I do not believe that an attempted assault under Penal Law § 120.05 (3) should be analogized in any event with attempts to commit nonspecific intent type crimes or other inapposite offenses dependent on the legal conceit of transferred intent. That would make the sweep of the holding here even more regrettable. Felony murder is surely not a strict liability offense nor has this court ever recognized it as such. Rather the predicate felony "functions as a replacement for the mens rea or intent necessary for common-law murder” (People v Berzups, 49 NY2d 417, 427, supra). Further, the lesser culpable mental state categories of criminal negligence and recklessness will not generally support an attempt conviction to commit crimes premised on such nonintent culpability. Yet, under specific and limited circumstances, despite the express argument that no such crime exists, we have upheld such convictions. In People v Foster (19 NY2d 150), we held that defendant could plead guilty to attempted manslaughter, second degree, requiring specific attempt intent, even though the statutory definition of the crime itself was causing death "without a design to effect death” (see also, People v Francis, 38 NY2d 150).
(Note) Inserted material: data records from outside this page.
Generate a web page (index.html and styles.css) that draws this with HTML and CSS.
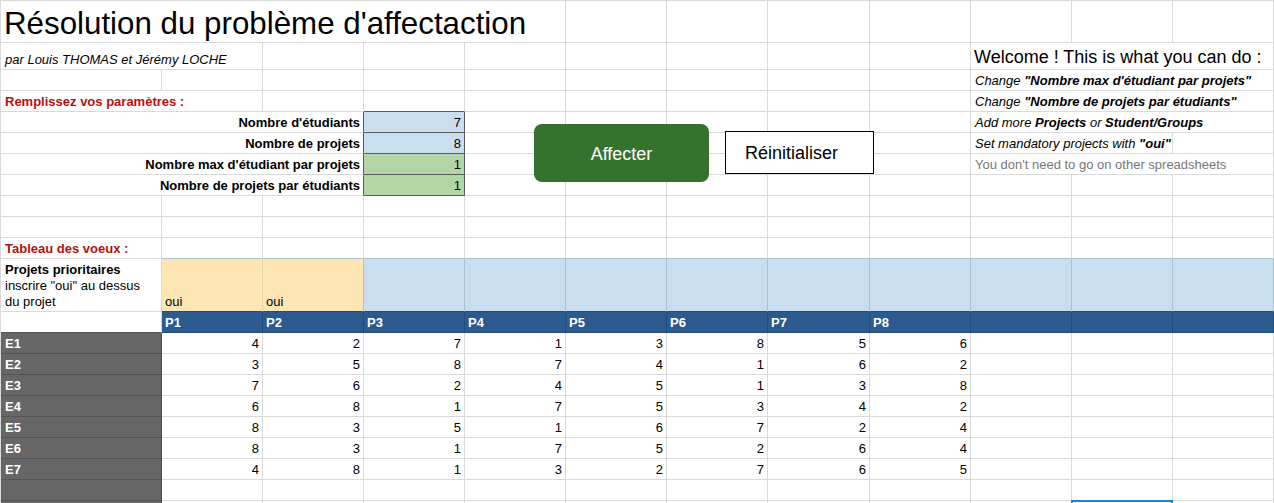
FILE: index.html
```html
<!DOCTYPE html>
<html lang="fr">
<head>
<meta charset="utf-8">
<title>Résolution du problème d'affectaction</title>
<link rel="stylesheet" href="styles.css">
</head>
<body>
<div class="page">
  <div class="sheet">
    <!-- row 1 -->
    <div class="c s5 title">Résolution du problème d'affectaction</div>
    <div class="c"></div><div class="c"></div><div class="c"></div><div class="c"></div><div class="c"></div><div class="c"></div><div class="c"></div>
    <!-- row 2 -->
    <div class="c s2 it">par Louis THOMAS et Jérémy LOCHE</div>
    <div class="c"></div><div class="c"></div><div class="c"></div><div class="c"></div><div class="c"></div><div class="c"></div><div class="c"></div>
    <div class="c s3 welcome">Welcome ! This is what you can do :</div>
    <!-- row 3 -->
    <div class="c"></div><div class="c"></div><div class="c"></div><div class="c"></div><div class="c"></div><div class="c"></div><div class="c"></div><div class="c"></div><div class="c"></div>
    <div class="c s3 it">Change&nbsp;<b>"Nombre max d'étudiant par projets"</b></div>
    <!-- row 4 -->
    <div class="c s2 red">Remplissez vos paramètres :</div>
    <div class="c"></div><div class="c vtop"></div><div class="c"></div><div class="c"></div><div class="c"></div><div class="c"></div><div class="c"></div>
    <div class="c s3 it">Change&nbsp;<b>"Nombre de projets par étudiants"</b></div>
    <!-- row 5 -->
    <div class="c s3 lbl">Nombre d'étudiants</div>
    <div class="c val blue">7</div>
    <div class="c"></div><div class="c"></div><div class="c"></div><div class="c"></div><div class="c"></div>
    <div class="c s3 it">Add more&nbsp;<b>Projects</b>&nbsp;or&nbsp;<b>Student/Groups</b></div>
    <!-- row 6 -->
    <div class="c s3 lbl">Nombre de projets</div>
    <div class="c val blue">8</div>
    <div class="c"></div><div class="c"></div><div class="c"></div><div class="c"></div><div class="c"></div>
    <div class="c s2 it">Set mandatory projects with&nbsp;<b>"oui"</b></div>
    <div class="c"></div>
    <!-- row 7 -->
    <div class="c s3 lbl">Nombre max d'étudiant par projets</div>
    <div class="c val green">1</div>
    <div class="c"></div><div class="c"></div><div class="c"></div><div class="c"></div><div class="c"></div>
    <div class="c s3 note">You don't need to go on other spreadsheets</div>
    <!-- row 8 -->
    <div class="c s3 lbl">Nombre de projets par étudiants</div>
    <div class="c val green">1</div>
    <div class="c"></div><div class="c"></div><div class="c"></div><div class="c"></div><div class="c"></div><div class="c"></div><div class="c"></div><div class="c"></div>
    <!-- row 9 -->
    <div class="c"></div><div class="c"></div><div class="c"></div><div class="c"></div><div class="c"></div><div class="c"></div><div class="c"></div><div class="c"></div><div class="c"></div><div class="c"></div><div class="c"></div><div class="c"></div>
    <!-- row 10 -->
    <div class="c"></div><div class="c"></div><div class="c"></div><div class="c"></div><div class="c"></div><div class="c"></div><div class="c"></div><div class="c"></div><div class="c"></div><div class="c"></div><div class="c"></div><div class="c"></div>
    <!-- row 11 -->
    <div class="c red">Tableau des voeux :</div>
    <div class="c edge"></div><div class="c edge"></div><div class="c edge"></div><div class="c edge"></div><div class="c edge"></div><div class="c edge"></div><div class="c edge"></div><div class="c edge"></div><div class="c edge"></div><div class="c edge"></div><div class="c edge"></div>
    <!-- row 12 -->
    <div class="c wrap"><span><b>Projets prioritaires</b><br>inscrire "oui" au dessus<br>du projet</span></div>
    <div class="c prio">oui</div><div class="c prio last">oui</div>
    <div class="c pl"></div><div class="c pl"></div><div class="c pl"></div><div class="c pl"></div><div class="c pl"></div><div class="c pl"></div><div class="c pl"></div><div class="c pl"></div><div class="c pl"></div>
    <!-- row 13 -->
    <div class="c corner"></div>
    <div class="c hd">P1</div><div class="c hd">P2</div><div class="c hd">P3</div><div class="c hd">P4</div><div class="c hd">P5</div><div class="c hd">P6</div><div class="c hd">P7</div><div class="c hd">P8</div><div class="c hd"></div><div class="c hd"></div><div class="c hd"></div>
    <!-- E1 -->
    <div class="c st">E1</div>
    <div class="c n">4</div><div class="c n">2</div><div class="c n">7</div><div class="c n">1</div><div class="c n">3</div><div class="c n">8</div><div class="c n">5</div><div class="c n">6</div>
    <div class="c"></div><div class="c"></div><div class="c"></div>
    <!-- E2 -->
    <div class="c st">E2</div>
    <div class="c n">3</div><div class="c n">5</div><div class="c n">8</div><div class="c n">7</div><div class="c n">4</div><div class="c n">1</div><div class="c n">6</div><div class="c n">2</div>
    <div class="c"></div><div class="c"></div><div class="c"></div>
    <!-- E3 -->
    <div class="c st">E3</div>
    <div class="c n">7</div><div class="c n">6</div><div class="c n">2</div><div class="c n">4</div><div class="c n">5</div><div class="c n">1</div><div class="c n">3</div><div class="c n">8</div>
    <div class="c"></div><div class="c"></div><div class="c"></div>
    <!-- E4 -->
    <div class="c st">E4</div>
    <div class="c n">6</div><div class="c n">8</div><div class="c n">1</div><div class="c n">7</div><div class="c n">5</div><div class="c n">3</div><div class="c n">4</div><div class="c n">2</div>
    <div class="c"></div><div class="c"></div><div class="c"></div>
    <!-- E5 -->
    <div class="c st">E5</div>
    <div class="c n">8</div><div class="c n">3</div><div class="c n">5</div><div class="c n">1</div><div class="c n">6</div><div class="c n">7</div><div class="c n">2</div><div class="c n">4</div>
    <div class="c"></div><div class="c"></div><div class="c"></div>
    <!-- E6 -->
    <div class="c st">E6</div>
    <div class="c n">8</div><div class="c n">3</div><div class="c n">1</div><div class="c n">7</div><div class="c n">5</div><div class="c n">2</div><div class="c n">6</div><div class="c n">4</div>
    <div class="c"></div><div class="c"></div><div class="c"></div>
    <!-- E7 -->
    <div class="c st">E7</div>
    <div class="c n">4</div><div class="c n">8</div><div class="c n">1</div><div class="c n">3</div><div class="c n">2</div><div class="c n">7</div><div class="c n">6</div><div class="c n">5</div>
    <div class="c"></div><div class="c"></div><div class="c"></div>
    <!-- row 21 -->
    <div class="c st"></div>
    <div class="c"></div><div class="c"></div><div class="c"></div><div class="c"></div><div class="c"></div><div class="c"></div><div class="c"></div><div class="c"></div><div class="c"></div><div class="c"></div><div class="c"></div>
    <!-- row 22 -->
    <div class="c st"></div>
    <div class="c"></div><div class="c"></div><div class="c"></div><div class="c"></div><div class="c"></div><div class="c"></div><div class="c"></div><div class="c"></div><div class="c"></div><div class="c sel"></div><div class="c"></div>
  </div>

  <button class="btn btn-affecter" type="button">Affecter</button>
  <button class="btn btn-reset" type="button">Réinitialiser</button>
</div>
</body>
</html>
```

FILE: styles.css
```css
html, body {
  margin: 0;
  padding: 0;
  background: #ffffff;
}

body {
  font-family: "Liberation Sans", Arial, sans-serif;
  font-size: 13px;
  color: #000000;
  overflow: hidden;
}

.page {
  position: relative;
  width: 1274px;
  height: 503px;
  overflow: hidden;
}

.sheet {
  display: grid;
  grid-template-columns: 161px repeat(6, 101px) 102px repeat(4, 101px);
  grid-template-rows: 42px 27px repeat(9, 21px) 53px repeat(10, 21px);
  width: 1274px;
  box-sizing: border-box;
  border-left: 1px solid #dadada;
  border-top: 1px solid #dadada;
}

.c {
  box-sizing: border-box;
  min-width: 0;
  border-right: 1px solid #dadada;
  border-bottom: 1px solid #dadada;
  padding: 0 3px 1px 3px;
  display: flex;
  align-items: flex-end;
  line-height: 16px;
  white-space: nowrap;
  overflow: hidden;
}

.s2 { grid-column: span 2; }
.s3 { grid-column: span 3; }
.s5 { grid-column: span 5; }

.title {
  font-size: 31.3px;
  line-height: 36px;
  padding-bottom: 0;
  overflow: visible;
}

.welcome {
  font-size: 18px;
  line-height: 22px;
  padding-left: 3px;
  padding-bottom: 1px;
}

.it { font-style: italic; padding-left: 4px; }
.it b { font-weight: bold; }

.note { color: #777777; padding-left: 4px; }

.red {
  color: #b3110f;
  font-weight: bold;
  padding-left: 4px;
}

.lbl {
  justify-content: flex-end;
  font-weight: bold;
  border-right-color: #5b5b5b;
}

.vtop { border-bottom-color: #5b5b5b; }

.val {
  justify-content: flex-end;
  border-right-color: #5b5b5b;
  border-bottom-color: #5b5b5b;
}

.blue { background: #c9dff0; }
.green { background: #b4d6a6; }

.edge { border-bottom-color: #a9c1d1; }

.wrap {
  white-space: normal;
  padding-left: 4px;
  padding-bottom: 1px;
}

.prio {
  background: #fde5b4;
  border-right-color: #e6d2a9;
  border-bottom-color: #24497a;
}

.prio.last { border-right-color: #a9c1d1; }

.pl {
  background: #c9dff0;
  border-right-color: #a9c1d1;
  border-bottom-color: #24497a;
}

.corner { border-bottom-color: #555555; }

.hd {
  background: #2d5a8e;
  color: #ffffff;
  font-weight: bold;
  border-right-color: #24497a;
  border-bottom-color: #24497a;
}

.st {
  background: #666666;
  color: #ffffff;
  font-weight: bold;
  padding-left: 4px;
  border-right-color: #4a4a4a;
  border-bottom-color: #555555;
}

.n { justify-content: flex-end; }

.sel { position: relative; overflow: visible; }
.sel::after {
  content: "";
  position: absolute;
  left: -1px;
  top: -1px;
  width: 102px;
  height: 22px;
  box-sizing: border-box;
  border: 2px solid #1a7fe6;
}

.btn {
  position: absolute;
  margin: 0;
  font-family: "Liberation Sans", Arial, sans-serif;
  font-size: 18px;
  box-sizing: border-box;
  display: flex;
  align-items: center;
  cursor: pointer;
}

.btn-affecter {
  left: 534px;
  top: 124px;
  width: 175px;
  height: 58px;
  border: none;
  border-radius: 8px;
  background: #34732e;
  color: #ffffff;
  justify-content: center;
  padding: 2px 0 0 0;
}

.btn-reset {
  left: 725px;
  top: 131px;
  width: 149px;
  height: 43px;
  border: 1px solid #000000;
  border-radius: 0;
  background: #ffffff;
  color: #000000;
  justify-content: flex-start;
  padding: 2px 0 0 19px;
}
```
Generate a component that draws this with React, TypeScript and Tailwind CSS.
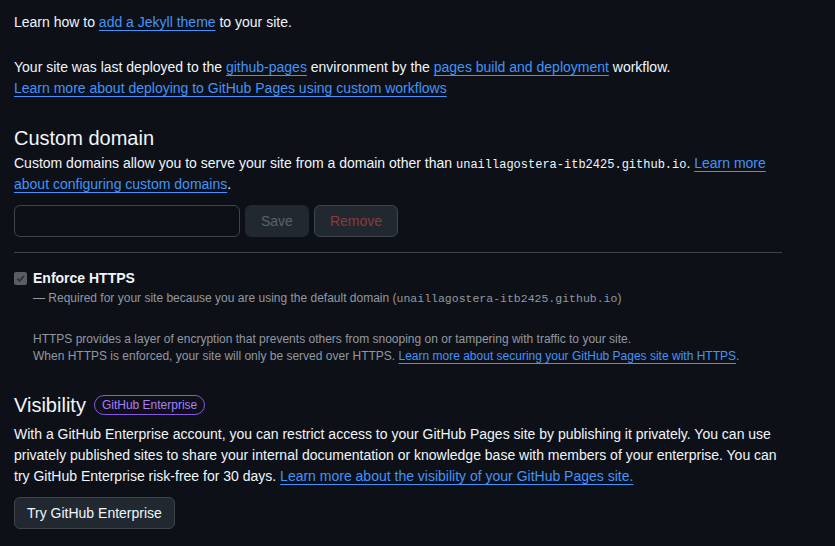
const link = 'text-[#4493f8] underline underline-offset-[3px] decoration-1';

function Mono({ children, size = 'text-[12px]' }: { children: React.ReactNode; size?: string }) {
  return (
    <span className={`${size} leading-none`} style={{ fontFamily: '"Liberation Mono", monospace' }}>
      {children}
    </span>
  );
}

export default function App() {
  return (
    <div
      className="min-h-[546px] bg-[#0d1117] text-[#f0f6fc] text-[14px] leading-[21px] px-[14px] pt-[12px]"
      style={{ fontFamily: '"Liberation Sans", Arial, sans-serif' }}
    >
      <div className="w-[768px]">
        {/* Theme + deploy info */}
        <p>
          Learn how to <a href="#" className={link}>add a Jekyll theme</a> to your site.
        </p>
        <p className="mt-[24px]">
          Your site was last deployed to the <a href="#" className={link}>github-pages</a> environment by the{' '}
          <a href="#" className={link}>pages build and deployment</a> workflow.
          <br />
          <a href="#" className={link}>Learn more about deploying to GitHub Pages using custom workflows</a>
        </p>

        {/* Custom domain */}
        <h2 className="mt-[25px] text-[20px] leading-[29px] font-normal">Custom domain</h2>
        <p>
          Custom domains allow you to serve your site from a domain other than{' '}
          <Mono>unaillagostera-itb2425.github.io</Mono>.{' '}
          <a href="#" className={link}>Learn more about configuring custom domains</a>.
        </p>
        <div className="mt-[10px] flex gap-[5px]">
          <input
            type="text"
            className="w-[226px] h-[32px] rounded-[6px] border border-[#3d444d] bg-[#0d1117] px-3 outline-none"
          />
          <button
            disabled
            className="h-[32px] px-[15px] rounded-[6px] border border-[#212830] bg-[#212830] text-[#5b626b]"
          >
            Save
          </button>
          <button
            disabled
            className="h-[32px] px-[15px] rounded-[6px] border border-[#3d444d] bg-[#212830] text-[#8e3837]"
          >
            Remove
          </button>
        </div>

        <div className="mt-[15px] border-t border-[#3d444d]" />

        {/* Enforce HTTPS */}
        <div className="mt-[15px] flex gap-[6px]">
          <span className="mt-[4px] w-[13px] h-[13px] rounded-[2px] bg-[#5a5d62] flex items-center justify-center shrink-0">
            <svg width="9" height="9" viewBox="0 0 10 10" fill="none">
              <path d="M1.5 5.2 L4 7.6 L8.6 2.4" stroke="#2c2f33" strokeWidth="1.8" />
            </svg>
          </span>
          <div>
            <div className="font-bold">Enforce HTTPS</div>
            <p className="text-[12px] leading-[18px] text-[#9198a1]">
              — Required for your site because you are using the default domain (
              <Mono size="text-[11.5px]">unaillagostera-itb2425.github.io</Mono>)
            </p>
            <p className="mt-[24px] text-[12px] leading-[17px] text-[#9198a1]">
              HTTPS provides a layer of encryption that prevents others from snooping on or tampering with traffic to your site.
              <br />
              When HTTPS is enforced, your site will only be served over HTTPS.{' '}
              <a href="#" className={link}>Learn more about securing your GitHub Pages site with HTTPS</a>.
            </p>
          </div>
        </div>

        {/* Visibility */}
        <div className="mt-[25px] flex items-center gap-[8px]">
          <h2 className="text-[20px] leading-[30px] font-normal">Visibility</h2>
          <span className="rounded-full border border-[#8957e5] px-[7px] text-[12px] leading-[18px] text-[#ab7df8]">
            GitHub Enterprise
          </span>
        </div>
        <p className="mt-[4px]">
          With a GitHub Enterprise account, you can restrict access to your GitHub Pages site by publishing it privately. You can use
          privately published sites to share your internal documentation or knowledge base with members of your enterprise. You can
          try GitHub Enterprise risk-free for 30 days.{' '}
          <a href="#" className={link}>Learn more about the visibility of your GitHub Pages site.</a>
        </p>
        <button className="mt-[10px] h-[32px] px-3 rounded-[6px] border border-[#3d444d] bg-[#212830] text-[#f0f6fc]">
          Try GitHub Enterprise
        </button>
      </div>
    </div>
  );
}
In sum, the assault statute at issue creates a specific intent crime. So a conviction for its attempt based on a founded intent to commit the crime with an act in its furtherance is existentially possible and should be recognized. Abstract logic, even if correctly applied, has no role to play in overriding the Legislature’s policy choices and prerogatives in creating, defining and classifying crimes in this State. We should hearken to the settled law, simple justice and plain legal logic which sing out in harmony for an affirmance of the judgment of conviction in this case.
*613Accordingly, defendant’s conviction for attempted assault in the second degree should be sustained.
Chief Judge Wachtler and Judges Simons, Kaye, Alexander and Titone concur with Judge Hancock, Jr.; Judge Bellacosa dissents and votes to affirm in a separate opinion. Order, insofar as appealed from, reversed, etc.